Les chancelleries occidentales inquiètent
A l’issue des échanges l’ambassadeur de France Au Burkina Faso, Alain Holleville a déclaré que son pays souhaite le respect du calendrier annoncé et le caractère inclusif de la transition pour permettre aux électeurs de juger. « Une transition est un processus fragile. Et jusqu’au bout de la transition, il y aura des hauts et des bas. Ce qu’on souhaite est que d’aucun côté, ne viennent des comportements de nature à la remettre en question, à la fragiliser.

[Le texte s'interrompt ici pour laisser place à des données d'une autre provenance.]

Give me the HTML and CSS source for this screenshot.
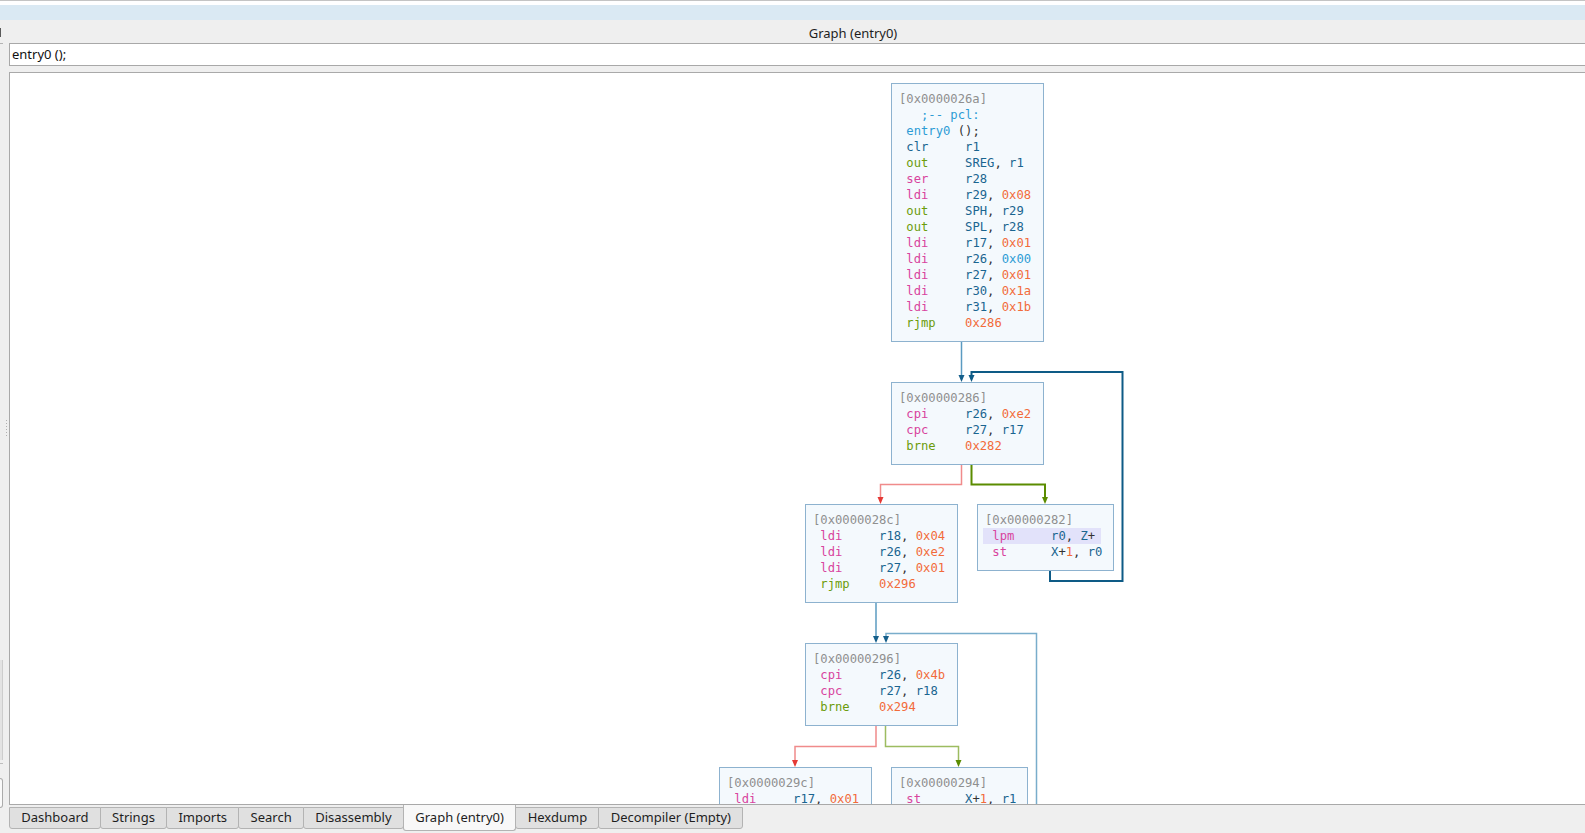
FILE: index.html
```html
<!DOCTYPE html>
<html>
<head>
<meta charset="utf-8">
<title>Graph (entry0)</title>
<link rel="stylesheet" href="styles.css">
</head>
<body>
<div class="app">
  <div class="top"></div>
  <div class="band"></div>
  <div class="body">
    <aside class="side">
      <span class="side-mark"></span>
      <span class="side-line"></span>
      <span class="side-grip"></span>
      <span class="side-panel"></span>
      <span class="side-line2"></span>
      <span class="side-box"></span>
    </aside>
    <section class="dock">
      <div class="dock-title">Graph (entry0)</div>
      <div class="sig">entry0 ();</div>
      <div class="canvas">
        <svg class="edges" width="1575" height="731" viewBox="10 73 1575 731">
          <g fill="none" stroke-linejoin="miter">
            <path d="M961.5 342 V376" stroke="#5b9bc1" stroke-width="1.5"/>
            <path d="M1050 571 V581 H1122.5 V372 H971.5 V376" stroke="#0e5b86" stroke-width="2"/>
            <path d="M961.5 465 V484.5 H880.5 V498" stroke="#f08b8b" stroke-width="1.5"/>
            <path d="M971.5 465 V484.5 H1045 V498" stroke="#5b8c00" stroke-width="2"/>
            <path d="M876 603 V637" stroke="#5b9bc1" stroke-width="1.5"/>
            <path d="M1036.5 812 V633.5 H886 V637" stroke="#79adcb" stroke-width="1.5"/>
            <path d="M876 726 V746.5 H795 V761" stroke="#f08b8b" stroke-width="1.5"/>
            <path d="M885.5 726 V746.5 H958.5 V761" stroke="#9dbc60" stroke-width="1.5"/>
          </g>
          <path d="M958.5 375 H964.5 L961.5 382 Z" fill="#155f8b"/>
          <path d="M968.5 375 H974.5 L971.5 382 Z" fill="#0e5b86"/>
          <path d="M877.5 497 H883.5 L880.5 504 Z" fill="#e53935"/>
          <path d="M1042 497 H1048 L1045 504 Z" fill="#5b8c00"/>
          <path d="M873 636 H879 L876 643 Z" fill="#155f8b"/>
          <path d="M883 636 H889 L886 643 Z" fill="#155f8b"/>
          <path d="M792 760 H798 L795 767 Z" fill="#e53935"/>
          <path d="M955.5 760 H961.5 L958.5 767 Z" fill="#5b8c00"/>
        </svg>

        <div class="node n1">
          <div class="ln h">[0x0000026a]</div>
          <div class="ln"><span class="c">   ;-- pcl:</span></div>
          <div class="ln"> <span class="c">entry0</span> <span class="p">();</span></div>
          <div class="ln"> <span class="r">clr</span>     <span class="r">r1</span></div>
          <div class="ln"> <span class="g">out</span>     <span class="r">SREG</span><span class="p">, </span><span class="r">r1</span></div>
          <div class="ln"> <span class="k">ser</span>     <span class="r">r28</span></div>
          <div class="ln"> <span class="k">ldi</span>     <span class="r">r29</span><span class="p">, </span><span class="n">0x08</span></div>
          <div class="ln"> <span class="g">out</span>     <span class="r">SPH</span><span class="p">, </span><span class="r">r29</span></div>
          <div class="ln"> <span class="g">out</span>     <span class="r">SPL</span><span class="p">, </span><span class="r">r28</span></div>
          <div class="ln"> <span class="k">ldi</span>     <span class="r">r17</span><span class="p">, </span><span class="n">0x01</span></div>
          <div class="ln"> <span class="k">ldi</span>     <span class="r">r26</span><span class="p">, </span><span class="c">0x00</span></div>
          <div class="ln"> <span class="k">ldi</span>     <span class="r">r27</span><span class="p">, </span><span class="n">0x01</span></div>
          <div class="ln"> <span class="k">ldi</span>     <span class="r">r30</span><span class="p">, </span><span class="n">0x1a</span></div>
          <div class="ln"> <span class="k">ldi</span>     <span class="r">r31</span><span class="p">, </span><span class="n">0x1b</span></div>
          <div class="ln"> <span class="g">rjmp</span>    <span class="n">0x286</span></div>
        </div>

        <div class="node n2">
          <div class="ln h">[0x00000286]</div>
          <div class="ln"> <span class="k">cpi</span>     <span class="r">r26</span><span class="p">, </span><span class="n">0xe2</span></div>
          <div class="ln"> <span class="k">cpc</span>     <span class="r">r27</span><span class="p">, </span><span class="r">r17</span></div>
          <div class="ln"> <span class="g">brne</span>    <span class="n">0x282</span></div>
        </div>

        <div class="node n3">
          <div class="ln h">[0x0000028c]</div>
          <div class="ln"> <span class="k">ldi</span>     <span class="r">r18</span><span class="p">, </span><span class="n">0x04</span></div>
          <div class="ln"> <span class="k">ldi</span>     <span class="r">r26</span><span class="p">, </span><span class="n">0xe2</span></div>
          <div class="ln"> <span class="k">ldi</span>     <span class="r">r27</span><span class="p">, </span><span class="n">0x01</span></div>
          <div class="ln"> <span class="g">rjmp</span>    <span class="n">0x296</span></div>
        </div>

        <div class="node n4 narrow">
          <div class="ln h">[0x00000282]</div>
          <div class="ln"><span class="hl"> <span class="k">lpm</span>     <span class="r">r0</span><span class="p">, </span><span class="r">Z</span><span class="p">+</span></span></div>
          <div class="ln"> <span class="k">st</span>      <span class="r">X</span><span class="p">+</span><span class="n">1</span><span class="p">, </span><span class="r">r0</span></div>
        </div>

        <div class="node n5">
          <div class="ln h">[0x00000296]</div>
          <div class="ln"> <span class="k">cpi</span>     <span class="r">r26</span><span class="p">, </span><span class="n">0x4b</span></div>
          <div class="ln"> <span class="k">cpc</span>     <span class="r">r27</span><span class="p">, </span><span class="r">r18</span></div>
          <div class="ln"> <span class="g">brne</span>    <span class="n">0x294</span></div>
        </div>

        <div class="node n6">
          <div class="ln h">[0x0000029c]</div>
          <div class="ln"> <span class="k">ldi</span>     <span class="r">r17</span><span class="p">, </span><span class="n">0x01</span></div>
        </div>

        <div class="node n7 narrow">
          <div class="ln h">[0x00000294]</div>
          <div class="ln"> <span class="k">st</span>      <span class="r">X</span><span class="p">+</span><span class="n">1</span><span class="p">, </span><span class="r">r1</span></div>
        </div>
      </div>
      <nav class="tabs">
        <span class="tab">Dashboard</span>
        <span class="tab">Strings</span>
        <span class="tab">Imports</span>
        <span class="tab">Search</span>
        <span class="tab">Disassembly</span>
        <span class="tab active">Graph (entry0)</span>
        <span class="tab">Hexdump</span>
        <span class="tab">Decompiler (Empty)</span>
      </nav>
    </section>
  </div>
</div>
</body>
</html>
```

FILE: styles.css
```css
* { box-sizing: border-box; }

html, body {
  margin: 0;
  padding: 0;
}

body {
  background: #efefef;
  font-family: "Noto Sans", "Open Sans", sans-serif;
  font-size: 13px;
  color: #1e1e1e;
  overflow: hidden;
}

.app {
  width: 1585px;
  height: 833px;
  display: flex;
  flex-direction: column;
  overflow: hidden;
}

.top {
  height: 5px;
  flex-shrink: 0;
  background: #ffffff;
  border-top: 1px solid #c4c4c4;
}

.band {
  height: 15px;
  flex-shrink: 0;
  background: #dae9f3;
}

.body {
  flex: 1;
  display: flex;
  min-height: 0;
}

/* left strip */
.side {
  width: 9px;
  flex-shrink: 0;
  display: flex;
  flex-direction: column;
  align-items: flex-start;
}
.side > span { display: block; flex-shrink: 0; }
.side-mark {
  margin-top: 8px;
  width: 1px;
  height: 9px;
  background: #5a5a5a;
}
.side-line {
  margin-top: 6px;
  width: 3px;
  height: 1px;
  background: #b3b3b3;
}
.side-grip {
  margin-top: 376px;
  margin-left: 6px;
  width: 1px;
  height: 17px;
  background: repeating-linear-gradient(to bottom, #b0b0b0 0 1px, transparent 1px 3px);
}
.side-panel {
  margin-top: 223px;
  width: 3px;
  height: 100px;
  background: #e3e3e3;
  border-right: 1px solid #cdcdcd;
}
.side-line2 {
  margin-top: 3px;
  width: 3px;
  height: 1px;
  background: #bdbdbd;
}
.side-box {
  margin-top: 14px;
  width: 3px;
  height: 30px;
  background: #fafafa;
  border: 1px solid #ababab;
  border-left: none;
  border-radius: 0 3px 3px 0;
}

/* dock */
.dock {
  flex: 1;
  min-width: 0;
  display: flex;
  flex-direction: column;
}

.dock-title {
  height: 23px;
  flex-shrink: 0;
  padding: 5px 0 2px 112px;
  line-height: 16px;
  text-align: center;
  color: #1e1e1e;
}

.sig {
  height: 23px;
  flex-shrink: 0;
  border: 1px solid #a8a8a8;
  border-right: none;
  background: #ffffff;
  padding-left: 2px;
  line-height: 21px;
  color: #111;
  margin-bottom: 6px;
}

.canvas {
  flex: 1;
  min-height: 0;
  position: relative;
  overflow: hidden;
  background: #ffffff;
  border: 1px solid #a9a9a9;
  border-right: none;
}

.edges {
  position: absolute;
  left: 0;
  top: 0;
}

.node {
  position: absolute;
  width: 153px;
  background: #f4f9fd;
  border: 1px solid #8db2cf;
  padding: 7px 0 10px 7px;
  font-family: "DejaVu Sans Mono", "Liberation Mono", monospace;
  font-size: 12.2px;
  line-height: 16px;
  color: #333;
}
.node.narrow { width: 137px; }

.n1 { left: 881px; top: 10px; }
.n2 { left: 881px; top: 309px; }
.n3 { left: 795px; top: 431px; }
.n4 { left: 967px; top: 431px; }
.n5 { left: 795px; top: 570px; }
.n6 { left: 709px; top: 694px; }
.n7 { left: 881px; top: 694px; }

.ln { white-space: pre; height: 16px; }
.h { color: #8f8f8f; }
.c { color: #2d9cd5; }
.r { color: #1a6590; }
.g { color: #6c9c0c; }
.k { color: #d8449e; }
.n { color: #f26b3a; }
.p { color: #333333; }

.hl {
  display: inline-block;
  background: #e2e2fa;
  margin-left: -2px;
  padding: 0 6px 0 2px;
}

/* tabs */
.tabs {
  height: 28px;
  flex-shrink: 0;
  display: flex;
  align-items: flex-start;
}

.tab {
  margin-top: 2px;
  margin-left: -1px;
  height: 22px;
  padding: 0 11.25px 1px;
  line-height: 19px;
  border: 1px solid #b3b3b3;
  border-radius: 0 0 3px 3px;
  background: #e0e0e0;
  color: #1e1e1e;
  white-space: nowrap;
}
.tab:first-child { margin-left: 0; }

.tab.active {
  margin-top: 0;
  height: 26px;
  border-top: none;
  padding: 3px 11.5px 1px;
  background: #f8f8f8;
  position: relative;
  z-index: 1;
}
```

Nous sommes des accompagnants et souhaitions être utiles, faire en sorte que la transition puisse passer la main à des élus, qui auront un programme, qui auront la légitimité et qui seront jugés sur leurs actions et que la transition ait ce rôle de passeur, en tenant compte de l’avis de toutes les parties », a souhaité Alain Holleville. Pour l’ambassadeur des USA, Dr. Tulinabo Mushingi, « le principe de base chez nous, c’est que ce soit coordonné, consensuel et inclusif. Ce sont aux électeurs de désigner leurs élus. Donc, s’ils n’aiment pas tel ou tel autre candidat, ils ne voteront pas pour lui. Pour nous donc, c’est l’idée d’inclusion, de coordination, de paix ; qu’on ne divise pas les gens en différents groupes, il revient au peuple burkinabè de décider, les partenaires étant-là pour l’accompagner. Et le peuple burkinabè doit avoir l’opportunité de choisir son candidat, et les candidats doivent venir de toutes les couches sociales de la population », a-t-il précisé.